When Titles Represent

“At some point, your name and title stop being who you are — and start becoming what you represent.”

There is a moment when a name changes.

Not legally.
Not formally.

But internally.

Your name - and your title - stop being you
and begin to carry meaning.

Associations form.
Tone shifts.
Reactions arrive before conversation does.

Your name and title no longer land neutrally.

They arrive with expectations.

This does not begin with praise or criticism.

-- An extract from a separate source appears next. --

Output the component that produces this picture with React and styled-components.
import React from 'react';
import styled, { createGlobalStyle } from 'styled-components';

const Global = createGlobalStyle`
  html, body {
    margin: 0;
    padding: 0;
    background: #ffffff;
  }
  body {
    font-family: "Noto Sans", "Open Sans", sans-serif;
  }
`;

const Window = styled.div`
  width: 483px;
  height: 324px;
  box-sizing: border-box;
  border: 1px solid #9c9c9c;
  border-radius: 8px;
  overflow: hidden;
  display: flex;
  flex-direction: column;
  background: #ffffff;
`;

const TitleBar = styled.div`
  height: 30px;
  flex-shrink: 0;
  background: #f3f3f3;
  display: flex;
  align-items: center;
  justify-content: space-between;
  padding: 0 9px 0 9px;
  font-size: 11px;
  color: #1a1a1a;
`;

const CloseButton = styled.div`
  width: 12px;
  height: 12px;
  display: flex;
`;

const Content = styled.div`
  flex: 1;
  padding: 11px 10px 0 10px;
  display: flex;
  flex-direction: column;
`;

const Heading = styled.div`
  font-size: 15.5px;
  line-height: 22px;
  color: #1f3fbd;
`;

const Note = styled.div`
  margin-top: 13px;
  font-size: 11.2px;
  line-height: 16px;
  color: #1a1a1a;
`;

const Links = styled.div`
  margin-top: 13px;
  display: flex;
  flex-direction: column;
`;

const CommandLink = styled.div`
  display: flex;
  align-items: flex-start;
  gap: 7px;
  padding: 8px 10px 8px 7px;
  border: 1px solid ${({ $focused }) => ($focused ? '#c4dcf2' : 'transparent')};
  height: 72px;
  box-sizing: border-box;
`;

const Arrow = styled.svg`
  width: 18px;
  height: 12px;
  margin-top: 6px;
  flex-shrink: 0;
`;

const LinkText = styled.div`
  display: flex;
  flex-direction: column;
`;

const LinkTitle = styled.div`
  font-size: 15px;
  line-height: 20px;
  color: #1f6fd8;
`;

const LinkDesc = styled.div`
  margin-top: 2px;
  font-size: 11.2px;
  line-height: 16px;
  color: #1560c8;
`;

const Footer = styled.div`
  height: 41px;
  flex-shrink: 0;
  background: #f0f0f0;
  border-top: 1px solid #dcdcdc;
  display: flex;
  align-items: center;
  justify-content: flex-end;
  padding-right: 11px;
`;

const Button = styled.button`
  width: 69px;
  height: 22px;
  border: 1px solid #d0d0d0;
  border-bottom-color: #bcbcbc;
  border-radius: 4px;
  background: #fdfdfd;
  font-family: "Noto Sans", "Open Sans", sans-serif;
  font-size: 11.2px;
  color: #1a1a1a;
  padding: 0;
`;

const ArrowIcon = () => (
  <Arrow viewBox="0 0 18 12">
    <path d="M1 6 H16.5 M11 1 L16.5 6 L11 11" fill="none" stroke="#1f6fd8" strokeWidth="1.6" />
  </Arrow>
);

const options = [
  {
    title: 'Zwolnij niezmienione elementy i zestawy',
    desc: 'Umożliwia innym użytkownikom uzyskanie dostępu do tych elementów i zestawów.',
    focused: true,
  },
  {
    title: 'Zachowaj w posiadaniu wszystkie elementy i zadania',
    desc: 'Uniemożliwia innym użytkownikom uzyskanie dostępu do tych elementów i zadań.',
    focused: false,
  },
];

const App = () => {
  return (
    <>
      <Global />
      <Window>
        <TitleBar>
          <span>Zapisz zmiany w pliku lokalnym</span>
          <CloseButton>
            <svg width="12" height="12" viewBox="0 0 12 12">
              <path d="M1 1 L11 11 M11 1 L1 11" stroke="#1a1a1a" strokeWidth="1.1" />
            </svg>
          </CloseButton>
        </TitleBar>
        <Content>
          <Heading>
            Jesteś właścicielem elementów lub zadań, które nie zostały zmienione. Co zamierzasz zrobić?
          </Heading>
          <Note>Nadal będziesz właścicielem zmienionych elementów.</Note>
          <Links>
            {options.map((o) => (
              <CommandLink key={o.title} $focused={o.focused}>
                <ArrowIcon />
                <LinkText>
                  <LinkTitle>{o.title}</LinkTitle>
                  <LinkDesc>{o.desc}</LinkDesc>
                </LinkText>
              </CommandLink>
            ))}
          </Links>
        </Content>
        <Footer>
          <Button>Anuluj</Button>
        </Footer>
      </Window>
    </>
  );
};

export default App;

It begins with definition.

A title attached.
A role assumed.
Words spoken before your name is finished.

Senior.
Leader.
Director.
Founder.
Executive.
Investor.
Entrepreneur.

Letters after your name.
Achievements beside it.
A job title beneath it on a screen.

Your name and title become shorthand.

And slowly, something subtle happens.

You begin to feel the weight
of what your name and title now represent.

Not because you are pretending -
but because meaning has been assigned.

Your name and title now signal
competence.
Authority.
Credibility.
Success.
Seniority.
Responsibility.

Plus, expectation.

This identity feels safe.

Language stabilises things.
Words create position.
Titles offer clarity.

If your name and title mean something,
you don’t have to explain yourself.

Recognition replaces presence.
Reputation replaces being known.

Your name and title do the work.

What it costs is quiet.

You start carrying what your name and title suggest.
You begin protecting how they land.
You notice when they don’t receive the response they used to.

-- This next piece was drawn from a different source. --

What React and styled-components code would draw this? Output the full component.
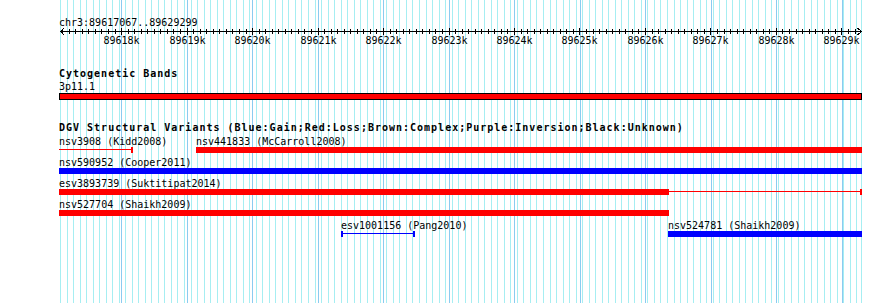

You become aware of rooms before entering them.
Of tone before speaking.
Of how statements might be interpreted.

Not out of fear -
but out of maintenance.

Over time, your name and title stop feeling light.

They become something to uphold.
Something to align with.
Something not to contradict.

You may still feel like yourself -
yet slightly managed.

The exposure comes gently.

A moment when you realise
you are introducing yourself
before you are present.

Or when silence feels risky,
because your name and title now imply contribution.

Or when rest feels undeserved,
because your name and title suggest capacity.

And a quiet question surfaces:

Who would I be if my name meant nothing at all?
Who would I be if I had no title?

There is an invitation here.

Not to reject language.
Not to discard titles.
Not to minimise what you’ve built.

But to notice the shift.

To recognise when definition replaced identity -
and when meaning quietly became something you now carry.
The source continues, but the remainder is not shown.